- [Requirement]:
Return the complete listing that follows, with each line reproduced exactly.
* START Excerpted records *
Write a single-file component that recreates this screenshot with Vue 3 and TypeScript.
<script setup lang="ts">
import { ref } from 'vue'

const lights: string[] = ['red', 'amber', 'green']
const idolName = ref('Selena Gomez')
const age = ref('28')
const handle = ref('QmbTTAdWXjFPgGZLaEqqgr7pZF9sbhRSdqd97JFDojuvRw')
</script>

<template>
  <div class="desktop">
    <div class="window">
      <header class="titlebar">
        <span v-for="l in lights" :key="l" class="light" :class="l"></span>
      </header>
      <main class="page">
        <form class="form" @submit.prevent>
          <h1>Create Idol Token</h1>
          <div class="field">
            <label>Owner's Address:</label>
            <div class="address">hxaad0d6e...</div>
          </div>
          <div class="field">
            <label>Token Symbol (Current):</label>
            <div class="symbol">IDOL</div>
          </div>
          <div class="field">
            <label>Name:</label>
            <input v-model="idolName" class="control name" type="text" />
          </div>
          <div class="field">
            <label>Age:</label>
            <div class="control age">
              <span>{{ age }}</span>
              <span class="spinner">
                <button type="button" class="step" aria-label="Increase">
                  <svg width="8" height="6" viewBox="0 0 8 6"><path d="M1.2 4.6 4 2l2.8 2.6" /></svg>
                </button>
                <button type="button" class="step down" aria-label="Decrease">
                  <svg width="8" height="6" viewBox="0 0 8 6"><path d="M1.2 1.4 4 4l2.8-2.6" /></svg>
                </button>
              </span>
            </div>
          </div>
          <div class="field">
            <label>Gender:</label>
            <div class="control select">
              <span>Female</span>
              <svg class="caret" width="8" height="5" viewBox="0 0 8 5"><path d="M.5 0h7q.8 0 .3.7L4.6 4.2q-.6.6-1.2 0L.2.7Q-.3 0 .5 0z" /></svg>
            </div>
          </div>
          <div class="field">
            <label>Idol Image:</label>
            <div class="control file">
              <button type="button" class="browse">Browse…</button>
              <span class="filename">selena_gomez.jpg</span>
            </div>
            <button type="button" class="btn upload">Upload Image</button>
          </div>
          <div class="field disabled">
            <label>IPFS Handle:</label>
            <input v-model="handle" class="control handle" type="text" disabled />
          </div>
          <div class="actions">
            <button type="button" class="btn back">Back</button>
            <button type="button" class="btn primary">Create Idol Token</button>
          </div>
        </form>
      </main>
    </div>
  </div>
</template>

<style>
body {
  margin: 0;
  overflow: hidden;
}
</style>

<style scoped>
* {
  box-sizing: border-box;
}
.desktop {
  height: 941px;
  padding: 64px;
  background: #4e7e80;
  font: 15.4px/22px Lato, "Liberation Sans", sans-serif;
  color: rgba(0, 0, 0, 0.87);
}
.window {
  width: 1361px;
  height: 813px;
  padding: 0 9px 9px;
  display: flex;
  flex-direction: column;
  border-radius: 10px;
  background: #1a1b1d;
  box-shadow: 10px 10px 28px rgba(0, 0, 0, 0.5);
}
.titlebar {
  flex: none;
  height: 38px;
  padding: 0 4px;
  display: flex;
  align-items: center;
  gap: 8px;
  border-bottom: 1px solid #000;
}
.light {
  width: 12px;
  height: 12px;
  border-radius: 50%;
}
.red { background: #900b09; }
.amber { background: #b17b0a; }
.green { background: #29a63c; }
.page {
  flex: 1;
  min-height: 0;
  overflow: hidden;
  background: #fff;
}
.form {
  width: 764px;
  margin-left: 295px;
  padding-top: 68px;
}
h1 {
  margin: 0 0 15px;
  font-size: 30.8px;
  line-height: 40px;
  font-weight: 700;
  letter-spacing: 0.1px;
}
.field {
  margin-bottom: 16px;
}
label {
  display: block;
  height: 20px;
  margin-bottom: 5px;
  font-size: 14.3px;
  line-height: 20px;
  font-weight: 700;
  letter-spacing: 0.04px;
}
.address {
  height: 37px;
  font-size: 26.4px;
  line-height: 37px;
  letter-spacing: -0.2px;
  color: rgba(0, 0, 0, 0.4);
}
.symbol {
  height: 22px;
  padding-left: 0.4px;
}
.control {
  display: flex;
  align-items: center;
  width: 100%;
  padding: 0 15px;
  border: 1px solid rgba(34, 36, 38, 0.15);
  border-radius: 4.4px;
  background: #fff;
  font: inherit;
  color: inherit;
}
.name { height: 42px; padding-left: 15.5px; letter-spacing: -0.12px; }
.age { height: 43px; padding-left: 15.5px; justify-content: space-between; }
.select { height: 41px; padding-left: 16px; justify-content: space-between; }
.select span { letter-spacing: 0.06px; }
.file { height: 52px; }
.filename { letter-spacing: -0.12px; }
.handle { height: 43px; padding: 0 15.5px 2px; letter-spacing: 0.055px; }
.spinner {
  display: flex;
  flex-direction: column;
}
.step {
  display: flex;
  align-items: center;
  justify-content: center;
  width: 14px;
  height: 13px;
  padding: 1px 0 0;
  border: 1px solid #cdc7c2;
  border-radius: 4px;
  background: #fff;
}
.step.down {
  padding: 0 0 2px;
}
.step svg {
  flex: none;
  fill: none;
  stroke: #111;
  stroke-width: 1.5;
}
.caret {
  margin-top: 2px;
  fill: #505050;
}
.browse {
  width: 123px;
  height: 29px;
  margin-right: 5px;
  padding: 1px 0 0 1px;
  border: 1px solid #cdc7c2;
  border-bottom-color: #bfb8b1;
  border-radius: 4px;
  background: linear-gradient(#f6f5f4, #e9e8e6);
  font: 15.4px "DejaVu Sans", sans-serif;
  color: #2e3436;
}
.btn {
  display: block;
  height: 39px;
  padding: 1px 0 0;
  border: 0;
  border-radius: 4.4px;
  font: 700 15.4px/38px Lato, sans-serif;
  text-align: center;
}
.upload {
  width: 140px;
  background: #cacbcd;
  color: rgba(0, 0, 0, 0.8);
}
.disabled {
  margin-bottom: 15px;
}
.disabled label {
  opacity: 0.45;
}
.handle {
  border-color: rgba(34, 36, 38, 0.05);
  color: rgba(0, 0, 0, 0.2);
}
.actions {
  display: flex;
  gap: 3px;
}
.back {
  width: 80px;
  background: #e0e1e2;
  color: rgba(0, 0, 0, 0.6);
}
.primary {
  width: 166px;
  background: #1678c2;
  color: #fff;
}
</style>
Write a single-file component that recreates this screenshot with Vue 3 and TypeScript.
* END Excerpted records *
- [Answer to this task]:
Write a single-file component that recreates this screenshot with Vue 3 and TypeScript.
<script setup lang="ts">
import { ref } from 'vue'

const lights: string[] = ['red', 'amber', 'green']
const idolName = ref('Selena Gomez')
const age = ref('28')
const handle = ref('QmbTTAdWXjFPgGZLaEqqgr7pZF9sbhRSdqd97JFDojuvRw')
</script>

<template>
  <div class="desktop">
    <div class="window">
      <header class="titlebar">
        <span v-for="l in lights" :key="l" class="light" :class="l"></span>
      </header>
      <main class="page">
        <form class="form" @submit.prevent>
          <h1>Create Idol Token</h1>
          <div class="field">
            <label>Owner's Address:</label>
            <div class="address">hxaad0d6e...</div>
          </div>
          <div class="field">
            <label>Token Symbol (Current):</label>
            <div class="symbol">IDOL</div>
          </div>
          <div class="field">
            <label>Name:</label>
            <input v-model="idolName" class="control name" type="text" />
          </div>
          <div class="field">
            <label>Age:</label>
            <div class="control age">
              <span>{{ age }}</span>
              <span class="spinner">
                <button type="button" class="step" aria-label="Increase">
                  <svg width="8" height="6" viewBox="0 0 8 6"><path d="M1.2 4.6 4 2l2.8 2.6" /></svg>
                </button>
                <button type="button" class="step down" aria-label="Decrease">
                  <svg width="8" height="6" viewBox="0 0 8 6"><path d="M1.2 1.4 4 4l2.8-2.6" /></svg>
                </button>
              </span>
            </div>
          </div>
          <div class="field">
            <label>Gender:</label>
            <div class="control select">
              <span>Female</span>
              <svg class="caret" width="8" height="5" viewBox="0 0 8 5"><path d="M.5 0h7q.8 0 .3.7L4.6 4.2q-.6.6-1.2 0L.2.7Q-.3 0 .5 0z" /></svg>
            </div>
          </div>
          <div class="field">
            <label>Idol Image:</label>
            <div class="control file">
              <button type="button" class="browse">Browse…</button>
              <span class="filename">selena_gomez.jpg</span>
            </div>
            <button type="button" class="btn upload">Upload Image</button>
          </div>
          <div class="field disabled">
            <label>IPFS Handle:</label>
            <input v-model="handle" class="control handle" type="text" disabled />
          </div>
          <div class="actions">
            <button type="button" class="btn back">Back</button>
            <button type="button" class="btn primary">Create Idol Token</button>
          </div>
        </form>
      </main>
    </div>
  </div>
</template>

<style>
body {
  margin: 0;
  overflow: hidden;
}
</style>

<style scoped>
* {
  box-sizing: border-box;
}
.desktop {
  height: 941px;
  padding: 64px;
  background: #4e7e80;
  font: 15.4px/22px Lato, "Liberation Sans", sans-serif;
  color: rgba(0, 0, 0, 0.87);
}
.window {
  width: 1361px;
  height: 813px;
  padding: 0 9px 9px;
  display: flex;
  flex-direction: column;
  border-radius: 10px;
  background: #1a1b1d;
  box-shadow: 10px 10px 28px rgba(0, 0, 0, 0.5);
}
.titlebar {
  flex: none;
  height: 38px;
  padding: 0 4px;
  display: flex;
  align-items: center;
  gap: 8px;
  border-bottom: 1px solid #000;
}
.light {
  width: 12px;
  height: 12px;
  border-radius: 50%;
}
.red { background: #900b09; }
.amber { background: #b17b0a; }
.green { background: #29a63c; }
.page {
  flex: 1;
  min-height: 0;
  overflow: hidden;
  background: #fff;
}
.form {
  width: 764px;
  margin-left: 295px;
  padding-top: 68px;
}
h1 {
  margin: 0 0 15px;
  font-size: 30.8px;
  line-height: 40px;
  font-weight: 700;
  letter-spacing: 0.1px;
}
.field {
  margin-bottom: 16px;
}
label {
  display: block;
  height: 20px;
  margin-bottom: 5px;
  font-size: 14.3px;
  line-height: 20px;
  font-weight: 700;
  letter-spacing: 0.04px;
}
.address {
  height: 37px;
  font-size: 26.4px;
  line-height: 37px;
  letter-spacing: -0.2px;
  color: rgba(0, 0, 0, 0.4);
}
.symbol {
  height: 22px;
  padding-left: 0.4px;
}
.control {
  display: flex;
  align-items: center;
  width: 100%;
  padding: 0 15px;
  border: 1px solid rgba(34, 36, 38, 0.15);
  border-radius: 4.4px;
  background: #fff;
  font: inherit;
  color: inherit;
}
.name { height: 42px; padding-left: 15.5px; letter-spacing: -0.12px; }
.age { height: 43px; padding-left: 15.5px; justify-content: space-between; }
.select { height: 41px; padding-left: 16px; justify-content: space-between; }
.select span { letter-spacing: 0.06px; }
.file { height: 52px; }
.filename { letter-spacing: -0.12px; }
.handle { height: 43px; padding: 0 15.5px 2px; letter-spacing: 0.055px; }
.spinner {
  display: flex;
  flex-direction: column;
}
.step {
  display: flex;
  align-items: center;
  justify-content: center;
  width: 14px;
  height: 13px;
  padding: 1px 0 0;
  border: 1px solid #cdc7c2;
  border-radius: 4px;
  background: #fff;
}
.step.down {
  padding: 0 0 2px;
}
.step svg {
  flex: none;
  fill: none;
  stroke: #111;
  stroke-width: 1.5;
}
.caret {
  margin-top: 2px;
  fill: #505050;
}
.browse {
  width: 123px;
  height: 29px;
  margin-right: 5px;
  padding: 1px 0 0 1px;
  border: 1px solid #cdc7c2;
  border-bottom-color: #bfb8b1;
  border-radius: 4px;
  background: linear-gradient(#f6f5f4, #e9e8e6);
  font: 15.4px "DejaVu Sans", sans-serif;
  color: #2e3436;
}
.btn {
  display: block;
  height: 39px;
  padding: 1px 0 0;
  border: 0;
  border-radius: 4.4px;
  font: 700 15.4px/38px Lato, sans-serif;
  text-align: center;
}
.upload {
  width: 140px;
  background: #cacbcd;
  color: rgba(0, 0, 0, 0.8);
}
.disabled {
  margin-bottom: 15px;
}
.disabled label {
  opacity: 0.45;
}
.handle {
  border-color: rgba(34, 36, 38, 0.05);
  color: rgba(0, 0, 0, 0.2);
}
.actions {
  display: flex;
  gap: 3px;
}
.back {
  width: 80px;
  background: #e0e1e2;
  color: rgba(0, 0, 0, 0.6);
}
.primary {
  width: 166px;
  background: #1678c2;
  color: #fff;
}
</style>
Write a single-file component that recreates this screenshot with Vue 3 and TypeScript.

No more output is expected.